The "session" is the ephemeral, in-memory state of your current cx> prompt. It contains two main components:

  • Active Connections: These are the live, authenticated links to your data sources (APIs, databases) that you create with connect user:my-db --as db. They are temporary shortcuts for your current work.
  • Session Variables: These are the in-memory containers for your data that you create with the assignment operator (my_data = ...). They allow you to hold onto the results of a command and reuse them without having to run the command again.

The session command (session save, session load) allows you to make this ephemeral workspace persistent, so you can close your terminal and restore your exact context later.

2. The Library: Your Reusable Assets

While the session is your live workbench, the ~/.cx/ directory acts as your personal library of reusable tools. The shell provides dedicated commands to manage these file-based assets, so you rarely need to interact with the filesystem directly.

  • Flows (.flow.yaml): These are the most powerful assets. A flow is a persistent, versionable, multi-step workflow. By using the flow run command, you can execute a complex series of actions with a single line. Because they can be parameterized, they act like reusable functions in your personal library.
  • Queries (.sql): For data professionals, storing complex SQL queries as named assets is a huge productivity boost. The query run command allows you to execute these saved queries against any active connection, turning your SQL library into a set of on-demand data retrieval tools.
  • Scripts (.py): For tasks that require the full power of Python, you can save .py scripts to your workspace. The script run command executes them in a sandboxed environment, allowing you to integrate custom logic and analysis directly into your shell pipelines.

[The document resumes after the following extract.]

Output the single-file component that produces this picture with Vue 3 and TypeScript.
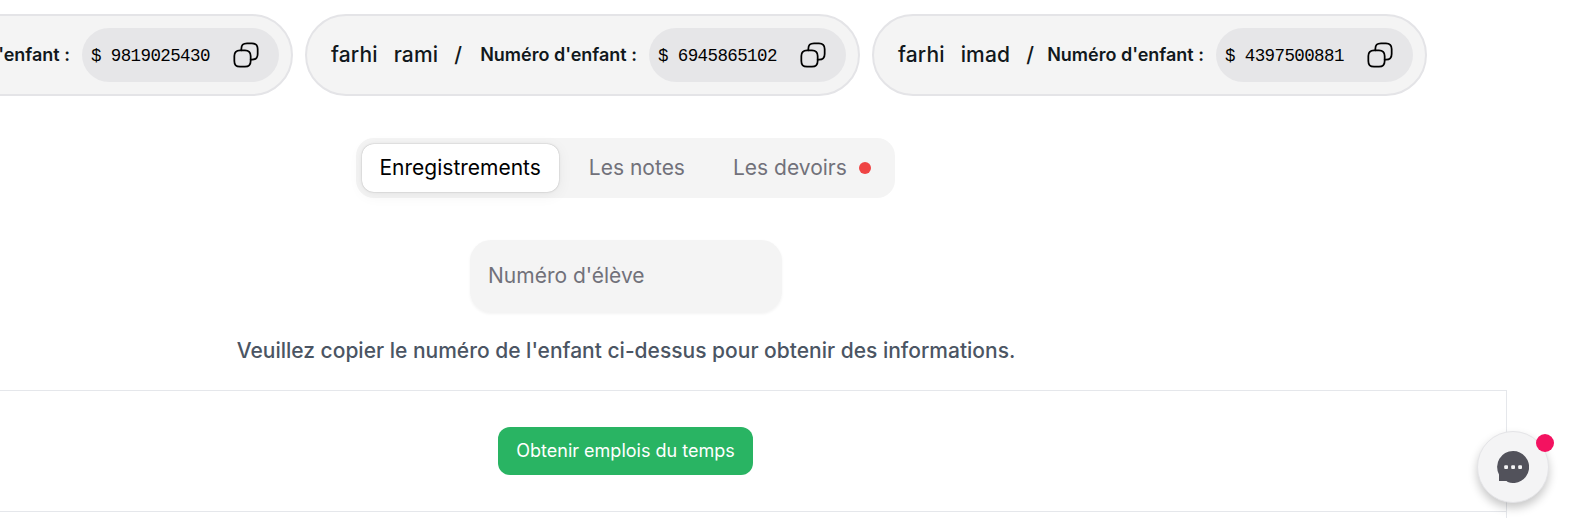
<script setup lang="ts">
interface Child {
  last: string
  first: string
  code: string
}

const children: Child[] = [
  { last: '', first: '', code: '9819025430' },
  { last: 'farhi', first: 'rami', code: '6945865102' },
  { last: 'farhi', first: 'imad', code: '4397500881' },
]
</script>

<template>
  <div class="viewport">
    <main class="page">
      <section class="children">
        <article v-for="child in children" :key="child.code" class="child">
          <div v-if="child.last" class="names">
            <span>{{ child.last }}</span>
            <span class="first">{{ child.first }}</span>
            <span class="slash">/</span>
          </div>
          <span class="label">Numéro d'enfant :</span>
          <div class="snippet">
            <pre class="code">$ {{ child.code }}</pre>
            <button class="copy" type="button" aria-label="Copier">
              <svg viewBox="0 0 24 24" width="28" height="28" fill="none" stroke="currentColor" stroke-width="1.5" stroke-linecap="round" stroke-linejoin="round">
                <path d="M16 17.1c0 3.5-1.4 4.9-4.9 4.9H6.9C3.400 22 2 20.600 2 17.100v-4.200C2 9.400 3.400 8 6.900 8h4.200c3.500 0 4.900 1.400 4.900 4.900Z" />
                <path d="M8 8V6.900C8 3.400 9.400 2 12.900 2h4.200C20.600 2 22 3.400 22 6.900v4.200c0 3.500-1.400 4.900-4.900 4.900H16" />
              </svg>
            </button>
          </div>
        </article>
      </section>

      <nav class="tabs">
        <button class="tab active" type="button">Enregistrements</button>
        <button class="tab" type="button">Les notes</button>
        <button class="tab" type="button">Les devoirs<i class="dot"></i></button>
      </nav>

      <input class="field" type="text" placeholder="Numéro d'élève" />
      <p class="hint">Veuillez copier le numéro de l'enfant ci-dessus pour obtenir des informations.</p>

      <section class="schedule">
        <div class="row">
          <button class="fetch" type="button">Obtenir emplois du temps</button>
        </div>
        <div class="row rest"></div>
      </section>
    </main>

    <button class="chat" type="button" aria-label="Messages">
      <svg viewBox="0 0 32 32" width="32" height="32">
        <path fill="#52525b" d="M16 0a16 16 0 1 1-5.200 31.100L9.500 30H2v-6.500A16 16 0 0 1 16 0Z" />
        <g fill="#f4f4f5">
          <rect x="7.200" y="14.200" width="3.800" height="3.800" rx="1" />
          <rect x="14.200" y="14.200" width="3.800" height="3.800" rx="1" />
          <rect x="21.200" y="14.200" width="3.800" height="3.800" rx="1" />
        </g>
      </svg>
      <span class="badge"></span>
    </button>
  </div>
</template>

<style>
html,
body {
  background: #fff;
  overflow: hidden;
}
</style>

<style scoped>
.viewport {
  position: relative;
  width: 1573px;
  height: 518px;
  overflow: hidden;
  font-family: Inter, "Liberation Sans", sans-serif;
  color: #11181c;
}
button,
input {
  border: 0;
  margin: 0;
  font-family: inherit;
}
.page {
  display: flex;
  flex-direction: column;
  align-items: center;
  box-sizing: border-box;
  width: 1762px;
  height: 518px;
  margin-left: -255px;
  padding-top: 14px;
}
.children {
  align-self: stretch;
  display: flex;
  flex: none;
  justify-content: flex-end;
  gap: 12px;
  padding-right: 80px;
}
.child {
  display: flex;
  align-items: center;
  box-sizing: border-box;
  flex: none;
  width: 555px;
  height: 82px;
  padding: 0 12px 0 24px;
  border: 2px solid #e4e4e7;
  border-radius: 41px;
  background: #f4f4f4;
  white-space: nowrap;
}
.names {
  display: flex;
  padding-bottom: 2px;
  font-size: 21px;
  font-weight: 500;
  letter-spacing: 0.15px;
}
.first {
  margin-left: 16px;
}
.slash {
  margin-left: 16px;
}
.label {
  margin-left: auto;
  padding-bottom: 1px;
  font-size: 18px;
  font-weight: 600;
}
.snippet {
  display: flex;
  align-items: center;
  justify-content: space-between;
  box-sizing: border-box;
  width: 197px;
  height: 54px;
  margin-left: 12px;
  padding: 0 19px 0 9px;
  border-radius: 27px;
  background: #e6e6e8;
}
.code {
  margin: 0;
  padding-top: 2px;
  font: 17.5px "Liberation Mono", monospace;
  letter-spacing: -0.6px;
  color: #000;
}
.copy {
  display: flex;
  padding: 0;
  background: none;
  color: #000;
}
.tabs {
  display: flex;
  flex: none;
  align-items: center;
  box-sizing: border-box;
  width: 539px;
  height: 59.5px;
  margin-top: 42px;
  margin-right: 2px;
  padding: 0 6px;
  border-radius: 18px;
  background: #f4f4f4;
}
.tab {
  display: flex;
  align-items: center;
  box-sizing: border-box;
  height: 48px;
  padding: 0 18px 1px;
  border-radius: 12px;
  background: none;
  color: #71717a;
  font-size: 21px;
  white-space: nowrap;
}
.tab + .tab {
  margin-left: 12px;
}
.active {
  background: #fff;
  color: #000;
  box-shadow: 0 0 7px rgb(0 0 0 / 2%), 0 3px 15px rgb(0 0 0 / 6%), 0 0 1.5px rgb(0 0 0 / 30%);
}
.dot {
  width: 12px;
  height: 12px;
  margin: 1px 0 0 12px;
  border-radius: 50%;
  background: #ef4444;
}
.field {
  box-sizing: border-box;
  flex: none;
  width: 312px;
  height: 72px;
  margin-top: 42px;
  padding: 0 18px 1px;
  border-radius: 21px;
  background: #f4f4f4;
  box-shadow: 0 1.5px 3px rgb(0 0 0 / 5%);
  font-size: 21px;
}
.field::placeholder {
  color: #71717a;
  opacity: 1;
}
.hint {
  margin: 24.5px 0 24px;
  font-size: 21px;
  font-weight: 500;
  line-height: 30px;
  color: #4b5563;
  white-space: nowrap;
}
.schedule {
  align-self: stretch;
  flex: 1;
  border-top: 1px solid #e5e7eb;
  border-right: 1px solid #e5e7eb;
}
.row {
  display: flex;
  align-items: center;
  justify-content: center;
  height: 120px;
}
.rest {
  height: 5px;
  border-top: 1px solid #e5e7eb;
}
.fetch {
  width: 255px;
  height: 48px;
  padding: 0 0 1px;
  border-radius: 12px;
  background: #29b463;
  color: #fff;
  font-size: 18px;
  white-space: nowrap;
}
.chat {
  position: absolute;
  left: 1477px;
  top: 431px;
  display: flex;
  align-items: center;
  justify-content: center;
  box-sizing: border-box;
  width: 72px;
  height: 72px;
  padding: 0;
  border: 1px solid #e4e4e7;
  border-radius: 50%;
  background: #f4f4f5;
  box-shadow: 0 5px 10px rgb(0 0 0 / 22%);
}
.badge {
  position: absolute;
  left: 58px;
  top: 2px;
  width: 18px;
  height: 18px;
  border-radius: 50%;
  background: #f31260;
}
</style>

The open Command: Your Bridge

The open command acts as the seamless bridge between your cx IDE and your other desktop tools. Instead of manually navigating your filesystem to find the source file for a flow you want to edit, you can simply run:

cx> open flow my-daily-report

The shell understands what a "flow" is, finds the correct file, and opens it in your default text editor. This keeps you in the "flow state" of your work without context switching.

By combining the live session with a managed library of reusable assets, the cx shell provides a complete, end-to-end environment for building, testing, and executing your most common operational workflows.